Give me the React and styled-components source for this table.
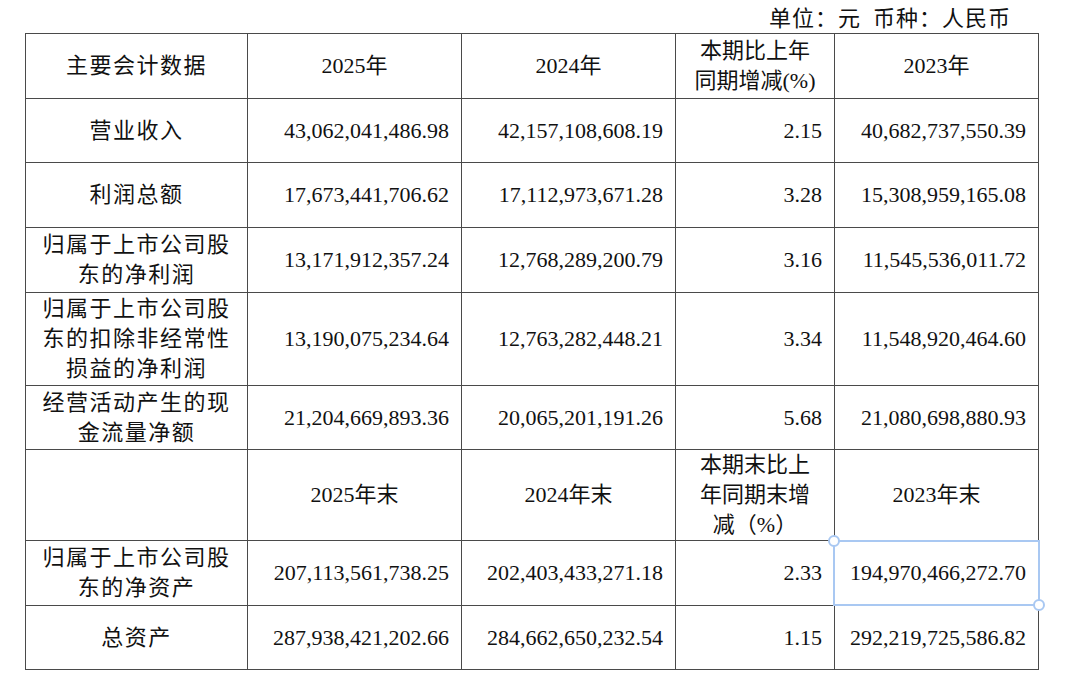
import React from 'react'
import styled, { createGlobalStyle } from 'styled-components'

const rows = [
    { label: ['营业收入'], values: ['43,062,041,486.98', '42,157,108,608.19', '2.15', '40,682,737,550.39'], h: 64 },
    { label: ['利润总额'], values: ['17,673,441,706.62', '17,112,973,671.28', '3.28', '15,308,959,165.08'], h: 65 },
    { label: ['归属于上市公司股', '东的净利润'], values: ['13,171,912,357.24', '12,768,289,200.79', '3.16', '11,545,536,011.72'], h: 65 },
    { label: ['归属于上市公司股', '东的扣除非经常性', '损益的净利润'], values: ['13,190,075,234.64', '12,763,282,448.21', '3.34', '11,548,920,464.60'], h: 93 },
    { label: ['经营活动产生的现', '金流量净额'], values: ['21,204,669,893.36', '20,065,201,191.26', '5.68', '21,080,698,880.93'], h: 64 },
]

const endRows = [
    { label: ['归属于上市公司股', '东的净资产'], values: ['207,113,561,738.25', '202,403,433,271.18', '2.33', '194,970,466,272.70'], h: 65, selected: 3 },
    { label: ['总资产'], values: ['287,938,421,202.66', '284,662,650,232.54', '1.15', '292,219,725,586.82'], h: 64 },
]

const Lines = ({ lines }) => lines.map((l, i) => (
    <React.Fragment key={i}>
        {i > 0 && <br />}
        {l}
    </React.Fragment>
))

const DataRow = ({ row }) => (
    <tr style={{ height: row.h }}>
        <LabelCell><Lines lines={row.label} /></LabelCell>
        {row.values.map((v, i) => (
            <NumCell key={i}>
                {v}
                {row.selected === i && (
                    <Selection>
                        <Handle $corner="tl" />
                        <Handle $corner="br" />
                    </Selection>
                )}
            </NumCell>
        ))}
    </tr>
)

const App = () => (
    <>
        <GlobalStyle />
        <Page>
            <Caption>单位：元&ensp;币种：人民币</Caption>
            <Table>
                <colgroup>
                    <col style={{ width: 222 }} />
                    <col style={{ width: 214 }} />
                    <col style={{ width: 214 }} />
                    <col style={{ width: 159 }} />
                    <col style={{ width: 204 }} />
                </colgroup>
                <tbody>
                    <tr style={{ height: 65 }}>
                        <LabelCell>主要会计数据</LabelCell>
                        <HeadCell>2025年</HeadCell>
                        <HeadCell>2024年</HeadCell>
                        <HeadCell><Lines lines={['本期比上年', '同期增减(%)']} /></HeadCell>
                        <HeadCell>2023年</HeadCell>
                    </tr>
                    {rows.map((r, i) => <DataRow key={i} row={r} />)}
                    <tr style={{ height: 91 }}>
                        <HeadCell />
                        <HeadCell>2025年末</HeadCell>
                        <HeadCell>2024年末</HeadCell>
                        <HeadCell><Lines lines={['本期末比上', '年同期末增', '减（%）']} /></HeadCell>
                        <HeadCell>2023年末</HeadCell>
                    </tr>
                    {endRows.map((r, i) => <DataRow key={i} row={r} />)}
                </tbody>
            </Table>
        </Page>
    </>
)

// style
const GlobalStyle = createGlobalStyle`
    body {
        margin: 0;
        background: #fff;
        color: #111;
        font-family: "Liberation Serif", "Noto Sans CJK SC", serif;
    }
`

const Page = styled.div`
    width: 1080px;
    padding-left: 25px;
    box-sizing: border-box;
`

const Caption = styled.div`
    width: 1013px;
    box-sizing: border-box;
    padding: 4px 27px 0 0;
    height: 33px;
    line-height: 29px;
    text-align: right;
    font-size: 22px;
    letter-spacing: 1px;
`

const Table = styled.table`
    width: 1013px;
    table-layout: fixed;
    border-collapse: collapse;
    font-size: 22px;
    line-height: 30px;

    td {
        border: 1px solid #4a4a4a;
        padding: 0 12px;
        vertical-align: middle;
    }
`

const HeadCell = styled.td`
    text-align: center;
`

const LabelCell = styled.td`
    text-align: center;
    letter-spacing: 1.5px;
    padding: 0 6px;
`

const NumCell = styled.td`
    position: relative;
    text-align: right;
`

const Selection = styled.div`
    position: absolute;
    inset: -1px -2px -1px -2px;
    border: 2px solid #a9c8f2;
    pointer-events: none;
`

const Handle = styled.span`
    position: absolute;
    width: 8px;
    height: 8px;
    border-radius: 50%;
    background: #fff;
    border: 2px solid #a9c8f2;
    ${p => p.$corner === 'tl' ? 'left: -7px; top: -7px;' : 'right: -7px; bottom: -7px;'}
`

export default App
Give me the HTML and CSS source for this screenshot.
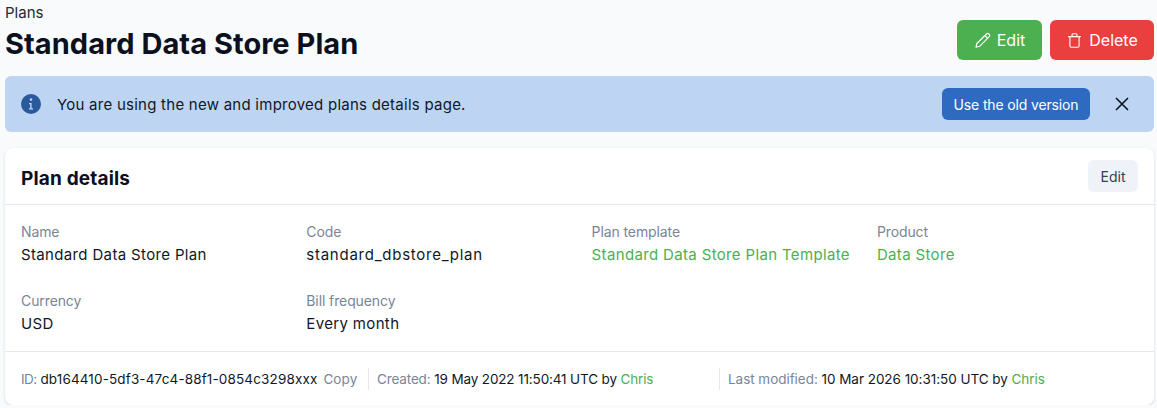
----
— GIVEN PROBLEM —
Pictures in the records should not appear in your copy, but everything else must be transcribed exactly.

— OUTPUT BELOW —
Give me the React and styled-components source for this table.
import React from 'react'
import styled, { createGlobalStyle } from 'styled-components'

const rows = [
    { label: ['营业收入'], values: ['43,062,041,486.98', '42,157,108,608.19', '2.15', '40,682,737,550.39'], h: 64 },
    { label: ['利润总额'], values: ['17,673,441,706.62', '17,112,973,671.28', '3.28', '15,308,959,165.08'], h: 65 },
    { label: ['归属于上市公司股', '东的净利润'], values: ['13,171,912,357.24', '12,768,289,200.79', '3.16', '11,545,536,011.72'], h: 65 },
    { label: ['归属于上市公司股', '东的扣除非经常性', '损益的净利润'], values: ['13,190,075,234.64', '12,763,282,448.21', '3.34', '11,548,920,464.60'], h: 93 },
    { label: ['经营活动产生的现', '金流量净额'], values: ['21,204,669,893.36', '20,065,201,191.26', '5.68', '21,080,698,880.93'], h: 64 },
]

const endRows = [
    { label: ['归属于上市公司股', '东的净资产'], values: ['207,113,561,738.25', '202,403,433,271.18', '2.33', '194,970,466,272.70'], h: 65, selected: 3 },
    { label: ['总资产'], values: ['287,938,421,202.66', '284,662,650,232.54', '1.15', '292,219,725,586.82'], h: 64 },
]

const Lines = ({ lines }) => lines.map((l, i) => (
    <React.Fragment key={i}>
        {i > 0 && <br />}
        {l}
    </React.Fragment>
))

const DataRow = ({ row }) => (
    <tr style={{ height: row.h }}>
        <LabelCell><Lines lines={row.label} /></LabelCell>
        {row.values.map((v, i) => (
            <NumCell key={i}>
                {v}
                {row.selected === i && (
                    <Selection>
                        <Handle $corner="tl" />
                        <Handle $corner="br" />
                    </Selection>
                )}
            </NumCell>
        ))}
    </tr>
)

const App = () => (
    <>
        <GlobalStyle />
        <Page>
            <Caption>单位：元&ensp;币种：人民币</Caption>
            <Table>
                <colgroup>
                    <col style={{ width: 222 }} />
                    <col style={{ width: 214 }} />
                    <col style={{ width: 214 }} />
                    <col style={{ width: 159 }} />
                    <col style={{ width: 204 }} />
                </colgroup>
                <tbody>
                    <tr style={{ height: 65 }}>
                        <LabelCell>主要会计数据</LabelCell>
                        <HeadCell>2025年</HeadCell>
                        <HeadCell>2024年</HeadCell>
                        <HeadCell><Lines lines={['本期比上年', '同期增减(%)']} /></HeadCell>
                        <HeadCell>2023年</HeadCell>
                    </tr>
                    {rows.map((r, i) => <DataRow key={i} row={r} />)}
                    <tr style={{ height: 91 }}>
                        <HeadCell />
                        <HeadCell>2025年末</HeadCell>
                        <HeadCell>2024年末</HeadCell>
                        <HeadCell><Lines lines={['本期末比上', '年同期末增', '减（%）']} /></HeadCell>
                        <HeadCell>2023年末</HeadCell>
                    </tr>
                    {endRows.map((r, i) => <DataRow key={i} row={r} />)}
                </tbody>
            </Table>
        </Page>
    </>
)

// style
const GlobalStyle = createGlobalStyle`
    body {
        margin: 0;
        background: #fff;
        color: #111;
        font-family: "Liberation Serif", "Noto Sans CJK SC", serif;
    }
`

const Page = styled.div`
    width: 1080px;
    padding-left: 25px;
    box-sizing: border-box;
`

const Caption = styled.div`
    width: 1013px;
    box-sizing: border-box;
    padding: 4px 27px 0 0;
    height: 33px;
    line-height: 29px;
    text-align: right;
    font-size: 22px;
    letter-spacing: 1px;
`

const Table = styled.table`
    width: 1013px;
    table-layout: fixed;
    border-collapse: collapse;
    font-size: 22px;
    line-height: 30px;

    td {
        border: 1px solid #4a4a4a;
        padding: 0 12px;
        vertical-align: middle;
    }
`

const HeadCell = styled.td`
    text-align: center;
`

const LabelCell = styled.td`
    text-align: center;
    letter-spacing: 1.5px;
    padding: 0 6px;
`

const NumCell = styled.td`
    position: relative;
    text-align: right;
`

const Selection = styled.div`
    position: absolute;
    inset: -1px -2px -1px -2px;
    border: 2px solid #a9c8f2;
    pointer-events: none;
`

const Handle = styled.span`
    position: absolute;
    width: 8px;
    height: 8px;
    border-radius: 50%;
    background: #fff;
    border: 2px solid #a9c8f2;
    ${p => p.$corner === 'tl' ? 'left: -7px; top: -7px;' : 'right: -7px; bottom: -7px;'}
`

export default App
Give me the HTML and CSS source for this screenshot.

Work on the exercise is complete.